Phew. That’s hefty praise, and it was in fact Dennis’s eloquent giddiness about the film that prompted me to take a look at this new cut; after all, his choice for Stone’s other masterpiece is Nixon, and I'd definitely agree with that. (I gather from his piece that Dennis has not seen the theatrical version of the film. I’d be curious to hear his thoughts if and when he does.)

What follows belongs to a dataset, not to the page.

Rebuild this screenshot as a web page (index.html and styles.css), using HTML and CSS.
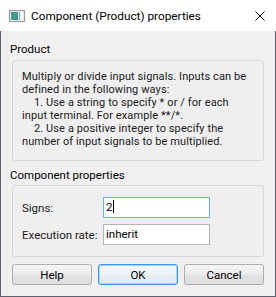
FILE: index.html
```html
<!DOCTYPE html>
<html lang="en">
<head>
  <meta charset="UTF-8">
  <title>Component (Product) properties</title>
  <link rel="stylesheet" href="styles.css">
</head>
<body>
  <div class="window">
    <div class="titlebar">
      <svg class="app-icon" width="16" height="12" viewBox="0 0 16 12">
        <defs>
          <linearGradient id="pane" x1="0" y1="0" x2="1" y2="1">
            <stop offset="0" stop-color="#3f8fc0"/>
            <stop offset="0.5" stop-color="#4aa37a"/>
            <stop offset="1" stop-color="#2f7fb0"/>
          </linearGradient>
        </defs>
        <rect x="0.5" y="0.5" width="15" height="11" fill="#e9e9e9" stroke="#9a9a9a"/>
        <rect x="2" y="2" width="7" height="8" fill="url(#pane)"/>
        <rect x="10" y="2" width="4" height="8" fill="#ffffff"/>
        <rect x="10" y="2" width="1" height="8" fill="#6aa0c8"/>
      </svg>
      <span class="title">Component (Product) properties</span>
      <svg class="close" width="10" height="10" viewBox="0 0 10 10">
        <path d="M0.5 0.5 L9.5 9.5 M9.5 0.5 L0.5 9.5" stroke="#000" stroke-width="1"/>
      </svg>
    </div>

    <div class="content">
      <div class="group-label">Product</div>
      <div class="groupbox info">
        <div class="line">Multiply or divide input signals. Inputs can be</div>
        <div class="line">defined in the following ways:</div>
        <div class="line indent">1. Use a string to specify * or / for each</div>
        <div class="line">input terminal. For example **/*.</div>
        <div class="line indent">2. Use a positive integer to specify the</div>
        <div class="line">number of input signals to be multiplied.</div>
      </div>

      <div class="group-label second">Component properties</div>
      <div class="groupbox fields">
        <label class="field-label">Signs:</label>
        <div class="textbox focused">2<span class="caret"></span></div>
        <label class="field-label">Execution rate:</label>
        <div class="textbox">inherit</div>
      </div>

      <div class="buttons">
        <button class="btn">Help</button>
        <button class="btn default">OK</button>
        <button class="btn">Cancel</button>
      </div>
    </div>
  </div>
</body>
</html>
```

FILE: styles.css
```css
* {
  margin: 0;
  padding: 0;
  box-sizing: border-box;
}

body {
  font-family: Roboto, "Noto Sans", Arial, sans-serif;
  font-size: 11.5px;
  color: #000;
  background: #f0f0f0;
}

/* Window frame */
.window {
  width: 276px;
  height: 297px;
  display: flex;
  flex-direction: column;
}

.titlebar {
  height: 31px;
  background: #fff;
  display: flex;
  align-items: center;
  padding-left: 9px;
  padding-right: 11px;
}

.app-icon {
  flex: none;
}

.title {
  margin-left: 6px;
  font-size: 11.8px;
  flex: 1;
}

.close {
  flex: none;
}

.content {
  flex: 1;
  background: #f0f0f0;
  border: 1px solid #5f6170;
  border-top: none;
  padding: 0 11px;
}

/* Group boxes */
.group-label {
  line-height: 15px;
  margin: 11px 0 3px -2px;
}

.group-label.second {
  margin-top: 7px;
  margin-bottom: 2px;
}

.groupbox {
  border: 1px solid #d9d9d9;
  border-radius: 3px;
  background: #efefef;
}

.info {
  height: 101px;
  padding: 10px 9px 0;
  font-size: 11px;
  line-height: 12.9px;
  letter-spacing: 0.1px;
  color: #1a1a1a;
}

.line {
  white-space: nowrap;
}

.indent {
  padding-left: 12px;
}

.fields {
  height: 72px;
  padding: 11px 9px 0;
  display: grid;
  grid-template-columns: 81px 107px;
  grid-template-rows: 21px 21px;
  row-gap: 6px;
  align-items: center;
}

.field-label {
  color: #1a1a1a;
}

.textbox {
  height: 21px;
  background: #fff;
  border: 1px solid #b4b4b4;
  padding-left: 2px;
  line-height: 19px;
}

.textbox.focused {
  border-color: #6eaef0;
}

.caret {
  display: inline-block;
  width: 1px;
  height: 13px;
  background: #000;
  vertical-align: -2px;
  margin-left: 1px;
}

/* Buttons */
.buttons {
  display: flex;
  gap: 6px;
  margin-top: 7px;
}

.btn {
  width: 80px;
  height: 21px;
  font-family: inherit;
  font-size: 11.5px;
  color: #000;
  border: 1px solid #acacac;
  border-radius: 3px;
  background: linear-gradient(#f6f6f6, #ebebeb 50%, #e3e3e3 51%, #dedede);
}

.btn.default {
  border-color: #3399ff;
  box-shadow: inset 0 0 0 1px #a9d4ff;
  background: linear-gradient(#f6f9fc, #eef3f8 50%, #e6edf4 51%, #e2e9f0);
}
```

So, what did I think? The good news first: Alexander Revisited is indeed a better film than the theatrical-release version of Alexander. For starters, it’s not an inchoate mess. Which is ironic, because this new cut is much less linear than the original cut, which opted to tell the story from beginning to end, with the occasional, irritatingly ill-timed flashback. Alexander Revisited jumps back and forth in Alexander’s story in a way that more closely resembles Nixon’s – in both cases, the structure seems to be inspired in part by the protagonist’s own psyche – and, as a result, the very movie itself becomes our hero’s throughline. The structure holds the key to understanding the character – a motif I sometimes like to think Stone borrowed from Bertolucci.

Now, the bad news. Alexander Revisited is better, but it’s still not quite, well, good. The original was a disaster in both conception and execution. Yes, the new cut works far better conceptually, and there’s a lot here to admire – which makes it all the more tragic that Stone never quite gets a handle on the tone of the story he’s trying to tell.

I once concocted a theory that the drama in most Oliver Stone films tends to work on the level of a policy dispute. I mean that in a good way. Stone has a remarkable ability to create conflict around contrasting approaches to a problem – often a political question, but not always. (Any Given Sunday is on some level a movie about how to call plays in a football game.) Stone actually fetishizes the politics of the dispute itself, raising debate to the level of opera. In Wall Street, for example, he’s less interested in the travails of Bluestar Airlines and its employees than he is in the gladiatorial combat of Type A personalities charging into each other.

Gladiators, conquerors, myths – these have always been the touchstones of Stone’s stories, so it’s understandable that he felt drawn to the tale of Alexander the Great, the historical warrior-king who attained the status of a myth himself.

And this is where it all goes horribly wrong.

Myth works for Stone as a framework, or an undercurrent, a kind of cosmic, timeless echo for his contemporary power figures. He takes corporate raiders, Presidents, team owners, coaches, activists, rock stars, and turns them into myths -- giving them a kind of depth and resonance they might not ordinarily have. But when confronted with an actual myth, what can he do with it? Not much, it turns out. Oliver Stone characters tend to talk a lot – understandably, since they spend a lot of time in cabinet meetings, or boardrooms, or at lecterns. And the characters in Alexander talk a lot, too – dear god do they talk a lot – but they say almost nothing.


I guess maybe this is just a fancy way of saying that I think the script is bad (and, indeed, I think the script is quite awful) but I feel like there’s something more to it than that. The ancients and the myths are partly the source of Stone’s power in his other films. But the closer he gets to them, the more he loses his bearings. One wonders if he might have been better off doing what Scorsese did with Last Temptation of Christ (another case of a director of contemporary tales going back to his creation myth) and just turning it into something far more in line with his previous work. Some have dissed Scorsese’s “Street Jesus,” but I say it's a masterpiece. Of course, Scorsese was shooting on a dime, and Stone appears to have felt more of a responsibility to deliver a grand, historical, ostensibly authentic epic.

Would Alexander have worked better on a smaller, more intimate scale? Maybe. But that leads me to confront something else about the film: It’s beautiful -- absolutely stunning and majestic. It reminds me of something a friend once said about Ridley Scott’s 1492: The Conquest of Paradise: “When it’s not annoying the hell out of you, it takes your breath away.” In the end, I can’t help but think that Alexander Revisited is one ofthe worst movies I can’t wait to see again.